### Prompt
Every line from the one with "Clone this table" to the one with "string; b?: boolean", including those two, is to be copied exactly; all other lines of the entries below are left out.

### Material shown
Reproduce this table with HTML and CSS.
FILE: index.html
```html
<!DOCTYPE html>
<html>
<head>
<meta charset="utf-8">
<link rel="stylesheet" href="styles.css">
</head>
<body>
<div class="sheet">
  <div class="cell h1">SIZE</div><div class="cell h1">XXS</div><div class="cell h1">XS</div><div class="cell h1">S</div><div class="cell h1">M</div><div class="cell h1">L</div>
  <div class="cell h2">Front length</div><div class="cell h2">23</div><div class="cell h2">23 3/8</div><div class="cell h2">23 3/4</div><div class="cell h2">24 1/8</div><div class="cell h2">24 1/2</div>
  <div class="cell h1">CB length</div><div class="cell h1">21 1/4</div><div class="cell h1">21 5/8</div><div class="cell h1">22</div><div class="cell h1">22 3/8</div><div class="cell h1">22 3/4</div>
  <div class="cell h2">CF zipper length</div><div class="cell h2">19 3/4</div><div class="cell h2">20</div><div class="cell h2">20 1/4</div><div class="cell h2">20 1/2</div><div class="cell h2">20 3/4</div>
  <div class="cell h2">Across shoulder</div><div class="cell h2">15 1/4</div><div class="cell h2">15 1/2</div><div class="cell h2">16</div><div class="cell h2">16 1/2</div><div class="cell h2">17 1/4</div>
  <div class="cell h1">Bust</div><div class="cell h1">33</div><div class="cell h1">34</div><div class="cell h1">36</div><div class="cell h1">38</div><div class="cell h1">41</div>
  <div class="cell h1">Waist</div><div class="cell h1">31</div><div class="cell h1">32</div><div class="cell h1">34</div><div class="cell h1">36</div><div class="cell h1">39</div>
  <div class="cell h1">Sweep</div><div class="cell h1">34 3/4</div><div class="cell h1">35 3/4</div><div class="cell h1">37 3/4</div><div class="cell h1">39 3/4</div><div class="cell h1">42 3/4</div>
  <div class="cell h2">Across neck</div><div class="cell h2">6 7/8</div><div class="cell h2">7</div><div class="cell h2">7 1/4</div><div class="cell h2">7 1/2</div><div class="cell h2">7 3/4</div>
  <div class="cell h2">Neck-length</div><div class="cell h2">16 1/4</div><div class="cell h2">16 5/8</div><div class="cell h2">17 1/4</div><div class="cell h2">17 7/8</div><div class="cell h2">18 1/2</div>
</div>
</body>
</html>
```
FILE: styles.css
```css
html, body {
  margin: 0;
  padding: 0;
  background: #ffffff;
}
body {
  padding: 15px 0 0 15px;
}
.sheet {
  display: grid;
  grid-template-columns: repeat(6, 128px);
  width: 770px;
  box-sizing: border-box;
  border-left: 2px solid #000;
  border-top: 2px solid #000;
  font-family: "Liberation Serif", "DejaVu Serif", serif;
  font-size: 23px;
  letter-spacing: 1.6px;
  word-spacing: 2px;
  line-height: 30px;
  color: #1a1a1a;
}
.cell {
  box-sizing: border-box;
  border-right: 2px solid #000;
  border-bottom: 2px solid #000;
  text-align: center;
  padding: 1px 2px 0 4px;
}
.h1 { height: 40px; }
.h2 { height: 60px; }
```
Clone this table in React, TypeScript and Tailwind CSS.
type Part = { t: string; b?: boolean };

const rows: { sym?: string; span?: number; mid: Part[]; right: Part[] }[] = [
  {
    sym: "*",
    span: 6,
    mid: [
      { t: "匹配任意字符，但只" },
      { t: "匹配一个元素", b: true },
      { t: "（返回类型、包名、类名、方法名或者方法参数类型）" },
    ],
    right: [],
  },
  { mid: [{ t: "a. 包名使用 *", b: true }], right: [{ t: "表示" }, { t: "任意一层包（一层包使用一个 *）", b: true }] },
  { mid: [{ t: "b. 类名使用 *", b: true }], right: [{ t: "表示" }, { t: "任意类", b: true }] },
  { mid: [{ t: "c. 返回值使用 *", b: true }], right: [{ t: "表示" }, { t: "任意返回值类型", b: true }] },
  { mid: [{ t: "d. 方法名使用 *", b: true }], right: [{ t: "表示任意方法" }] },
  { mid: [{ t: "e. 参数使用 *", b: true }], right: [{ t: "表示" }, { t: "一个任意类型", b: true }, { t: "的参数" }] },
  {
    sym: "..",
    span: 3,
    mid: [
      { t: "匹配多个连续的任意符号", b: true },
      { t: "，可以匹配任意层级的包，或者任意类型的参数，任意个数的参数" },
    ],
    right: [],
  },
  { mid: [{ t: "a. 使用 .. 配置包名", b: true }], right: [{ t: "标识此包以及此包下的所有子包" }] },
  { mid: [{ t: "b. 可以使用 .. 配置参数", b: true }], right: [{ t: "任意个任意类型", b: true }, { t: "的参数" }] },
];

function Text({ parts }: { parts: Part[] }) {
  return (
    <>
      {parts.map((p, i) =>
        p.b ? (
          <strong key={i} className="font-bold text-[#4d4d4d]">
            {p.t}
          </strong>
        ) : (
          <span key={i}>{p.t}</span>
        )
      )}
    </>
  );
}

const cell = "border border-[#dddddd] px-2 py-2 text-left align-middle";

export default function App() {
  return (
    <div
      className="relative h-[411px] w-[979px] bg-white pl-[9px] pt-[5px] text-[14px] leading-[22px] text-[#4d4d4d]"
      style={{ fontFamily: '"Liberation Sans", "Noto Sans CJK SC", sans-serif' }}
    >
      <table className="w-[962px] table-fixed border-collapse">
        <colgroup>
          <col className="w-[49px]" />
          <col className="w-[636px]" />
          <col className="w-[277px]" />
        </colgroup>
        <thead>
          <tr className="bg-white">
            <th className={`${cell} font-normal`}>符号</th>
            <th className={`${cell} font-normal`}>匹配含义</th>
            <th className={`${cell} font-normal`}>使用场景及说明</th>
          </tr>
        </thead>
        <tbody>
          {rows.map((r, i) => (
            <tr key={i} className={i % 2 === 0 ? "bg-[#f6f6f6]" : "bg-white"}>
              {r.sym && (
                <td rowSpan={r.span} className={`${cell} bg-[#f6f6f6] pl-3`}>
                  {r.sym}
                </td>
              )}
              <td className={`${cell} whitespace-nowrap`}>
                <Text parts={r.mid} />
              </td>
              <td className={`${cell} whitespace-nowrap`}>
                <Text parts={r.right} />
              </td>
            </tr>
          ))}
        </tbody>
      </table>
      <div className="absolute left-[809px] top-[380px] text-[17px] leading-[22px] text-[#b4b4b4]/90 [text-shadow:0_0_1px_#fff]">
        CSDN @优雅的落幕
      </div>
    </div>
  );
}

### Problem solution
Clone this table in React, TypeScript and Tailwind CSS.
type Part = { t: string; b?: boolean };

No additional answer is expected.